(Records with interface code)
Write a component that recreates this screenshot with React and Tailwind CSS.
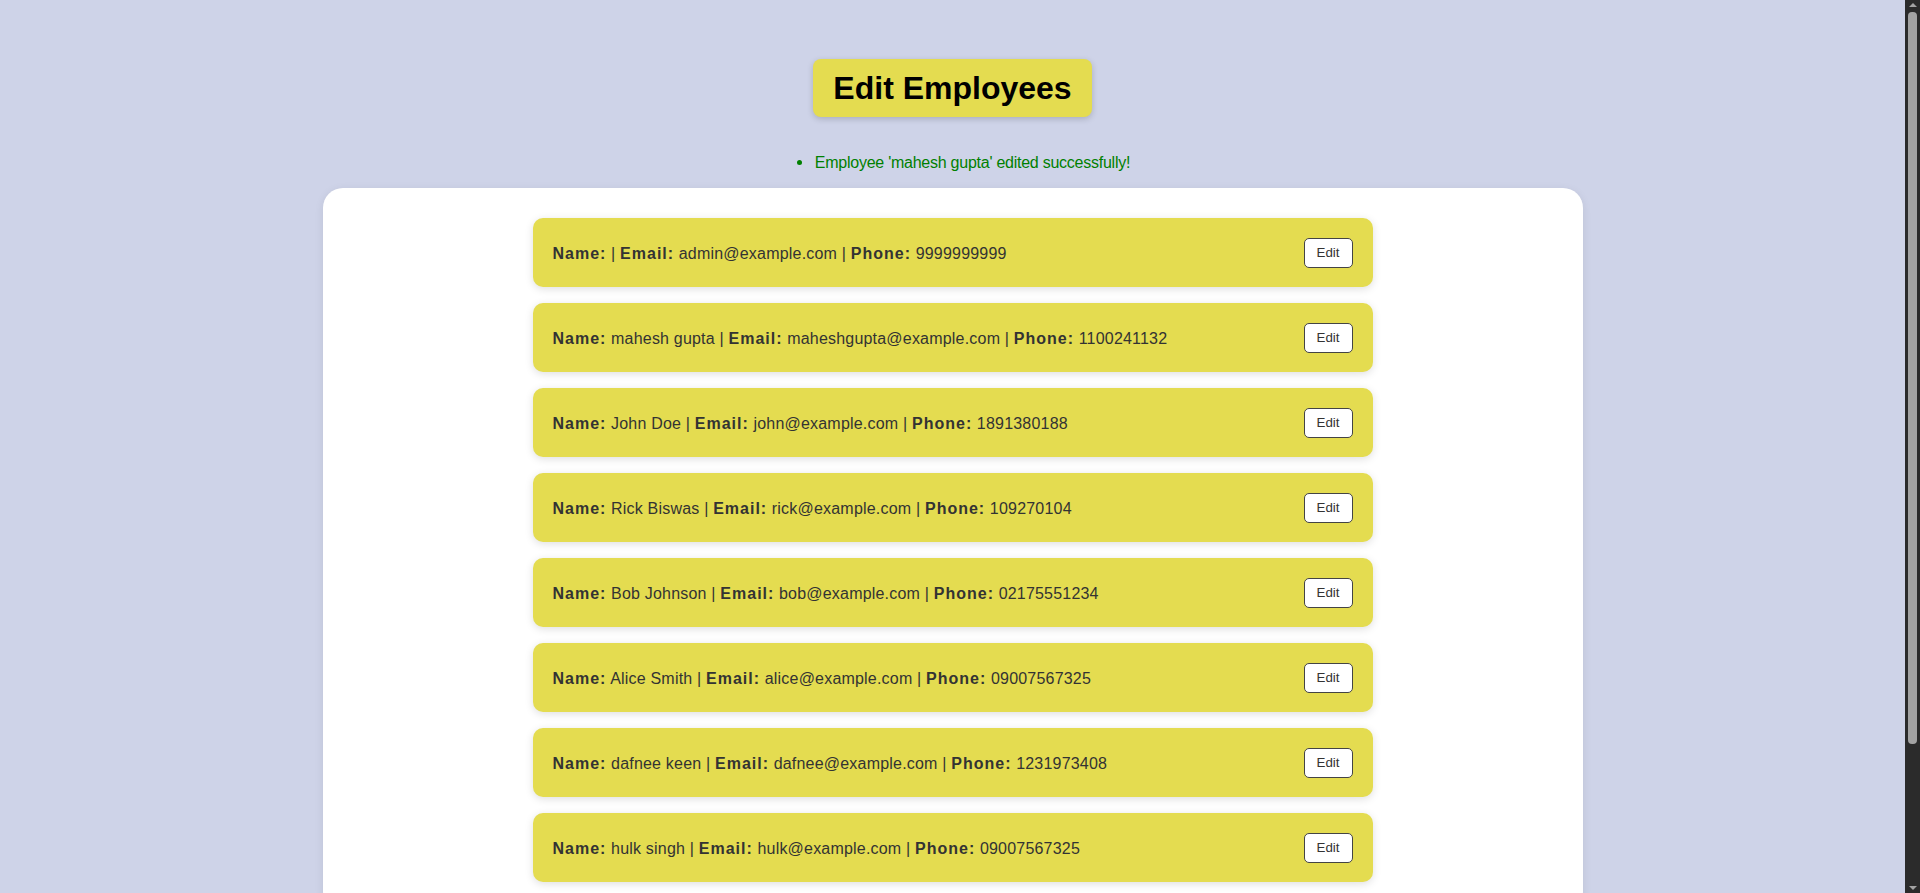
const employees = [
  { id: 1, name: '', email: 'admin@example.com', phone: '9999999999' },
  { id: 2, name: 'mahesh gupta', email: 'maheshgupta@example.com', phone: '1100241132' },
  { id: 3, name: 'John Doe', email: 'john@example.com', phone: '1891380188' },
  { id: 4, name: 'Rick Biswas', email: 'rick@example.com', phone: '109270104' },
  { id: 5, name: 'Bob Johnson', email: 'bob@example.com', phone: '02175551234' },
  { id: 6, name: 'Alice Smith', email: 'alice@example.com', phone: '09007567325' },
  { id: 7, name: 'dafnee keen', email: 'dafnee@example.com', phone: '1231973408' },
  { id: 8, name: 'hulk singh', email: 'hulk@example.com', phone: '09007567325' },
];

export default function App() {
  return (
    <div className="min-h-screen bg-[#ced3e8] pt-[59px] pb-10 pr-[15px] font-['Liberation_Sans',Arial,sans-serif]">
      {/* Header */}
      <div className="flex justify-center">
        <h1 className="bg-[#e4dc50] text-black text-[32px] font-bold leading-[38px] px-5 py-[10px] rounded-lg shadow-[0_2px_6px_rgba(0,0,0,0.18)]">
          Edit Employees
        </h1>
      </div>

      {/* Flash message */}
      <div className="flex justify-center pl-10 mt-[37px] h-[18px]">
        <span className="relative text-[16px] leading-[18px] tracking-[-0.25px] text-[#008000]">
          <span className="absolute left-[-18px] top-[6px] w-[5px] h-[5px] rounded-full bg-[#008000]" />
          Employee 'mahesh gupta' edited successfully!
        </span>
      </div>

      {/* List */}
      <div className="w-[1260px] mx-auto mt-[16px] bg-white rounded-[20px] pt-[30px] pb-[30px] shadow-[0_2px_10px_rgba(0,0,0,0.08)]">
        <div className="w-[840px] mx-auto flex flex-col gap-4">
          {employees.map((emp) => (
            <div
              key={emp.id}
              className="h-[69px] flex items-center justify-between px-5 bg-[#e4dc50] rounded-[10px] shadow-[0_2px_8px_rgba(0,0,0,0.13)]"
            >
              <p className="pt-[3px] text-[16px] text-[#333] tracking-[0.2px]">
                <strong className="tracking-[1px]">Name:</strong> {emp.name} | <strong className="tracking-[1px]">Email:</strong> {emp.email} | <strong className="tracking-[1px]">Phone:</strong> {emp.phone}
              </p>
              <button className="w-[49px] h-[30px] bg-white border border-[#444] rounded-[5px] text-[13.33px] text-[#333]">
                Edit
              </button>
            </div>
          ))}
        </div>
      </div>

      {/* Scrollbar */}
      <div className="fixed right-0 top-0 w-[15px] h-screen bg-[#2b2b2b] flex flex-col items-center">
        <div className="w-0 h-0 mt-[3px] border-l-[4px] border-r-[4px] border-b-[4px] border-l-transparent border-r-transparent border-b-[#a3a3a3]" />
        <div className="w-[9px] h-[732px] mt-[5px] rounded-[4px] bg-[#a3a3a3]" />
        <div className="flex-1" />
        <div className="w-0 h-0 mb-[3px] border-l-[4px] border-r-[4px] border-t-[4px] border-l-transparent border-r-transparent border-t-[#a3a3a3]" />
      </div>
    </div>
  );
}
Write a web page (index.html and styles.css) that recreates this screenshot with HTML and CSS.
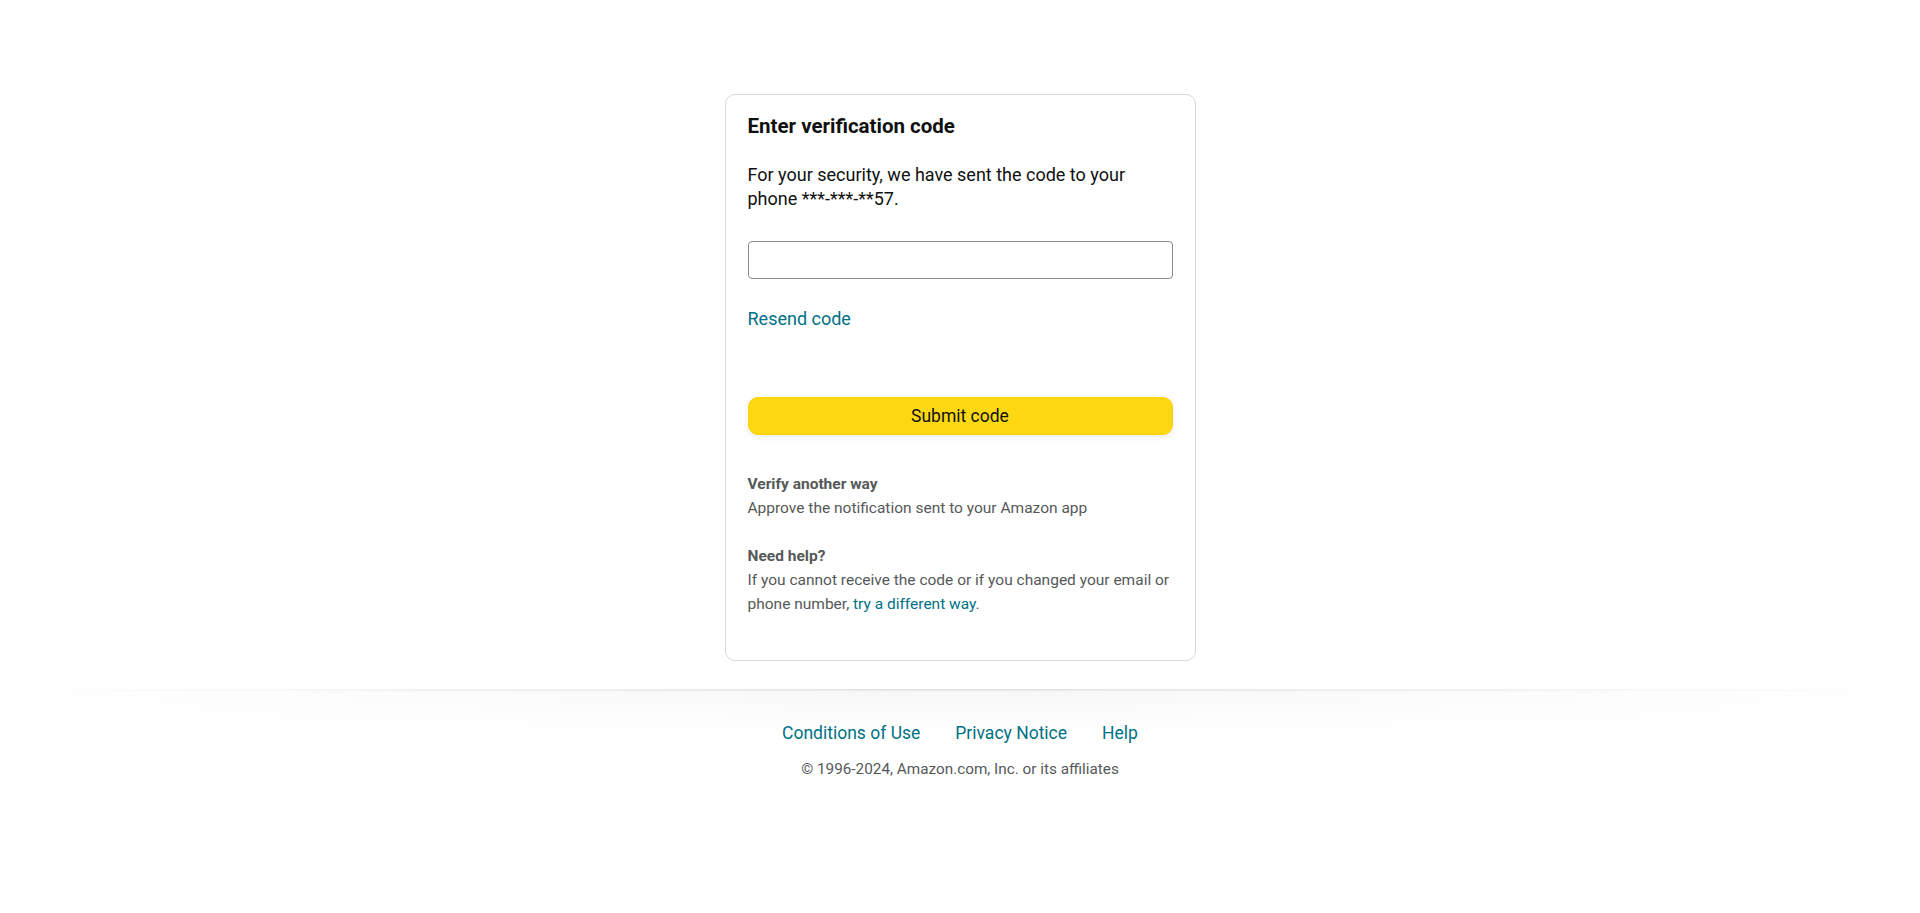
FILE: index.html
```html
<!DOCTYPE html>
<html lang="en">
<head>
<meta charset="utf-8">
<title>Amazon Authentication</title>
<link rel="stylesheet" href="styles.css">
</head>
<body>
<div class="page">
  <main class="main">
    <section class="card">
      <h1 class="title">Enter verification code</h1>
      <p class="lead">For your security, we have sent the code to your phone ***-***-**57.</p>
      <input class="code-input" type="text" aria-label="Enter OTP">
      <a class="link resend" href="#">Resend code</a>
      <button class="submit" type="button">Submit code</button>
      <div class="info">
        <div class="info-title">Verify another way</div>
        <div class="info-text">Approve the notification sent to your Amazon app</div>
      </div>
      <div class="info help">
        <div class="info-title">Need help?</div>
        <div class="info-text">If you cannot receive the code or if you changed your email or phone number, <a class="link" href="#">try a different way</a>.</div>
      </div>
    </section>
  </main>
  <footer class="footer">
    <div class="divider"></div>
    <nav class="footer-links">
      <a class="link" href="#">Conditions of Use</a>
      <a class="link" href="#">Privacy Notice</a>
      <a class="link" href="#">Help</a>
    </nav>
    <div class="copyright">© 1996-2024, Amazon.com, Inc. or its affiliates</div>
  </footer>
</div>
</body>
</html>
```
FILE: styles.css
```css
html, body {
  margin: 0;
  padding: 0;
  background: #fff;
}
body {
  font-family: Roboto, "Liberation Sans", Arial, sans-serif;
  color: #0f1111;
}
.page {
  display: flex;
  flex-direction: column;
  align-items: center;
}
.main {
  padding-top: 94px;
  display: flex;
  justify-content: center;
}
.card {
  box-sizing: border-box;
  width: 471px;
  border: 1px solid #d5d9d9;
  border-radius: 10px;
  padding: 19px 22px 44px 22px;
  display: flex;
  flex-direction: column;
  align-items: flex-start;
}
.title {
  margin: 0 0 24px 0;
  font-size: 20.5px;
  line-height: 25px;
  font-weight: 700;
  color: #0f1111;
}
.lead {
  margin: 0 0 30px 0;
  font-size: 18px;
  line-height: 24px;
  color: #0f1111;
}
.code-input {
  box-sizing: border-box;
  width: 100%;
  height: 38px;
  margin: 0 0 28px 0;
  border: 1px solid #888c8c;
  border-radius: 4px;
  box-shadow: none;
  padding: 4px 9px;
  font-family: inherit;
  font-size: 18px;
  outline: none;
  background: #fff;
}
.link {
  color: #007185;
  text-decoration: none;
}
.resend {
  font-size: 18px;
  line-height: 24px;
  margin-bottom: 66px;
}
.submit {
  box-sizing: border-box;
  width: 100%;
  height: 38px;
  margin: 0 0 37px 0;
  background: #ffd814;
  border: 1px solid #fcd200;
  border-radius: 10px;
  box-shadow: 0 2px 5px 0 rgba(213, 217, 217, 0.5);
  font-family: inherit;
  font-size: 17.5px;
  color: #0f1111;
  display: flex;
  align-items: center;
  justify-content: center;
  padding: 0;
  cursor: pointer;
}
.info {
  font-size: 15.5px;
  line-height: 24px;
  color: #565959;
}
.info-title {
  font-weight: 700;
}
.help {
  margin-top: 24px;
}
.footer {
  width: 100%;
  margin-top: 28px;
  display: flex;
  flex-direction: column;
  align-items: center;
}
.divider {
  width: 100%;
  height: 44px;
  margin-bottom: -12px;
  background: linear-gradient(to bottom, rgba(0, 0, 0, 0.14), rgba(0, 0, 0, 0.03) 3px, transparent);
  position: relative;
}
.divider::after {
  content: "";
  position: absolute;
  inset: 0;
  background: linear-gradient(to right, #fff, rgba(255, 255, 255, 0), #fff);
}
.footer-links {
  display: flex;
  gap: 35px;
  font-size: 17.5px;
  line-height: 24px;
  position: relative;
}
.copyright {
  margin-top: 14px;
  font-size: 15.3px;
  line-height: 20px;
  color: #565959;
}
```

Aim of the exercise →
Take the entries shown above and quote them verbatim, passing over the pictures.

Result for this task →
Write a component that recreates this screenshot with React and Tailwind CSS.
const employees = [
  { id: 1, name: '', email: 'admin@example.com', phone: '9999999999' },
  { id: 2, name: 'mahesh gupta', email: 'maheshgupta@example.com', phone: '1100241132' },
  { id: 3, name: 'John Doe', email: 'john@example.com', phone: '1891380188' },
  { id: 4, name: 'Rick Biswas', email: 'rick@example.com', phone: '109270104' },
  { id: 5, name: 'Bob Johnson', email: 'bob@example.com', phone: '02175551234' },
  { id: 6, name: 'Alice Smith', email: 'alice@example.com', phone: '09007567325' },
  { id: 7, name: 'dafnee keen', email: 'dafnee@example.com', phone: '1231973408' },
  { id: 8, name: 'hulk singh', email: 'hulk@example.com', phone: '09007567325' },
];

export default function App() {
  return (
    <div className="min-h-screen bg-[#ced3e8] pt-[59px] pb-10 pr-[15px] font-['Liberation_Sans',Arial,sans-serif]">
      {/* Header */}
      <div className="flex justify-center">
        <h1 className="bg-[#e4dc50] text-black text-[32px] font-bold leading-[38px] px-5 py-[10px] rounded-lg shadow-[0_2px_6px_rgba(0,0,0,0.18)]">
          Edit Employees
        </h1>
      </div>

      {/* Flash message */}
      <div className="flex justify-center pl-10 mt-[37px] h-[18px]">
        <span className="relative text-[16px] leading-[18px] tracking-[-0.25px] text-[#008000]">
          <span className="absolute left-[-18px] top-[6px] w-[5px] h-[5px] rounded-full bg-[#008000]" />
          Employee 'mahesh gupta' edited successfully!
        </span>
      </div>

      {/* List */}
      <div className="w-[1260px] mx-auto mt-[16px] bg-white rounded-[20px] pt-[30px] pb-[30px] shadow-[0_2px_10px_rgba(0,0,0,0.08)]">
        <div className="w-[840px] mx-auto flex flex-col gap-4">
          {employees.map((emp) => (
            <div
              key={emp.id}
              className="h-[69px] flex items-center justify-between px-5 bg-[#e4dc50] rounded-[10px] shadow-[0_2px_8px_rgba(0,0,0,0.13)]"
            >
              <p className="pt-[3px] text-[16px] text-[#333] tracking-[0.2px]">
                <strong className="tracking-[1px]">Name:</strong> {emp.name} | <strong className="tracking-[1px]">Email:</strong> {emp.email} | <strong className="tracking-[1px]">Phone:</strong> {emp.phone}
              </p>
              <button className="w-[49px] h-[30px] bg-white border border-[#444] rounded-[5px] text-[13.33px] text-[#333]">
                Edit
              </button>
            </div>
          ))}
        </div>
      </div>

      {/* Scrollbar */}
      <div className="fixed right-0 top-0 w-[15px] h-screen bg-[#2b2b2b] flex flex-col items-center">
        <div className="w-0 h-0 mt-[3px] border-l-[4px] border-r-[4px] border-b-[4px] border-l-transparent border-r-transparent border-b-[#a3a3a3]" />
        <div className="w-[9px] h-[732px] mt-[5px] rounded-[4px] bg-[#a3a3a3]" />
        <div className="flex-1" />
        <div className="w-0 h-0 mb-[3px] border-l-[4px] border-r-[4px] border-t-[4px] border-l-transparent border-r-transparent border-t-[#a3a3a3]" />
      </div>
    </div>
  );
}
Write a web page (index.html and styles.css) that recreates this screenshot with HTML and CSS.
FILE: index.html
```html
<!DOCTYPE html>
<html lang="en">
<head>
<meta charset="utf-8">
<title>Amazon Authentication</title>
<link rel="stylesheet" href="styles.css">
</head>
<body>
<div class="page">
  <main class="main">
    <section class="card">
      <h1 class="title">Enter verification code</h1>
      <p class="lead">For your security, we have sent the code to your phone ***-***-**57.</p>
      <input class="code-input" type="text" aria-label="Enter OTP">
      <a class="link resend" href="#">Resend code</a>
      <button class="submit" type="button">Submit code</button>
      <div class="info">
        <div class="info-title">Verify another way</div>
        <div class="info-text">Approve the notification sent to your Amazon app</div>
      </div>
      <div class="info help">
        <div class="info-title">Need help?</div>
        <div class="info-text">If you cannot receive the code or if you changed your email or phone number, <a class="link" href="#">try a different way</a>.</div>
      </div>
    </section>
  </main>
  <footer class="footer">
    <div class="divider"></div>
    <nav class="footer-links">
      <a class="link" href="#">Conditions of Use</a>
      <a class="link" href="#">Privacy Notice</a>
      <a class="link" href="#">Help</a>
    </nav>
    <div class="copyright">© 1996-2024, Amazon.com, Inc. or its affiliates</div>
  </footer>
</div>
</body>
</html>
```
FILE: styles.css
```css
html, body {
  margin: 0;
  padding: 0;
  background: #fff;
}
body {
  font-family: Roboto, "Liberation Sans", Arial, sans-serif;
  color: #0f1111;
}
.page {
  display: flex;
  flex-direction: column;
  align-items: center;
}
.main {
  padding-top: 94px;
  display: flex;
  justify-content: center;
}
.card {
  box-sizing: border-box;
  width: 471px;
  border: 1px solid #d5d9d9;
  border-radius: 10px;
  padding: 19px 22px 44px 22px;
  display: flex;
  flex-direction: column;
  align-items: flex-start;
}
.title {
  margin: 0 0 24px 0;
  font-size: 20.5px;
  line-height: 25px;
  font-weight: 700;
  color: #0f1111;
}
.lead {
  margin: 0 0 30px 0;
  font-size: 18px;
  line-height: 24px;
  color: #0f1111;
}
.code-input {
  box-sizing: border-box;
  width: 100%;
  height: 38px;
  margin: 0 0 28px 0;
  border: 1px solid #888c8c;
  border-radius: 4px;
  box-shadow: none;
  padding: 4px 9px;
  font-family: inherit;
  font-size: 18px;
  outline: none;
  background: #fff;
}
.link {
  color: #007185;
  text-decoration: none;
}
.resend {
  font-size: 18px;
  line-height: 24px;
  margin-bottom: 66px;
}
.submit {
  box-sizing: border-box;
  width: 100%;
  height: 38px;
  margin: 0 0 37px 0;
  background: #ffd814;
  border: 1px solid #fcd200;
  border-radius: 10px;
  box-shadow: 0 2px 5px 0 rgba(213, 217, 217, 0.5);
  font-family: inherit;
  font-size: 17.5px;
  color: #0f1111;
  display: flex;
  align-items: center;
  justify-content: center;
  padding: 0;
  cursor: pointer;
}
.info {
  font-size: 15.5px;
  line-height: 24px;
  color: #565959;
}
.info-title {
  font-weight: 700;
}
.help {
  margin-top: 24px;
}
.footer {
  width: 100%;
  margin-top: 28px;
  display: flex;
  flex-direction: column;
  align-items: center;
}
.divider {
  width: 100%;
  height: 44px;
  margin-bottom: -12px;
  background: linear-gradient(to bottom, rgba(0, 0, 0, 0.14), rgba(0, 0, 0, 0.03) 3px, transparent);
  position: relative;
}
.divider::after {
  content: "";
  position: absolute;
  inset: 0;
  background: linear-gradient(to right, #fff, rgba(255, 255, 255, 0), #fff);
}
.footer-links {
  display: flex;
  gap: 35px;
  font-size: 17.5px;
  line-height: 24px;
  position: relative;
}
.copyright {
  margin-top: 14px;
  font-size: 15.3px;
  line-height: 20px;
  color: #565959;
}
```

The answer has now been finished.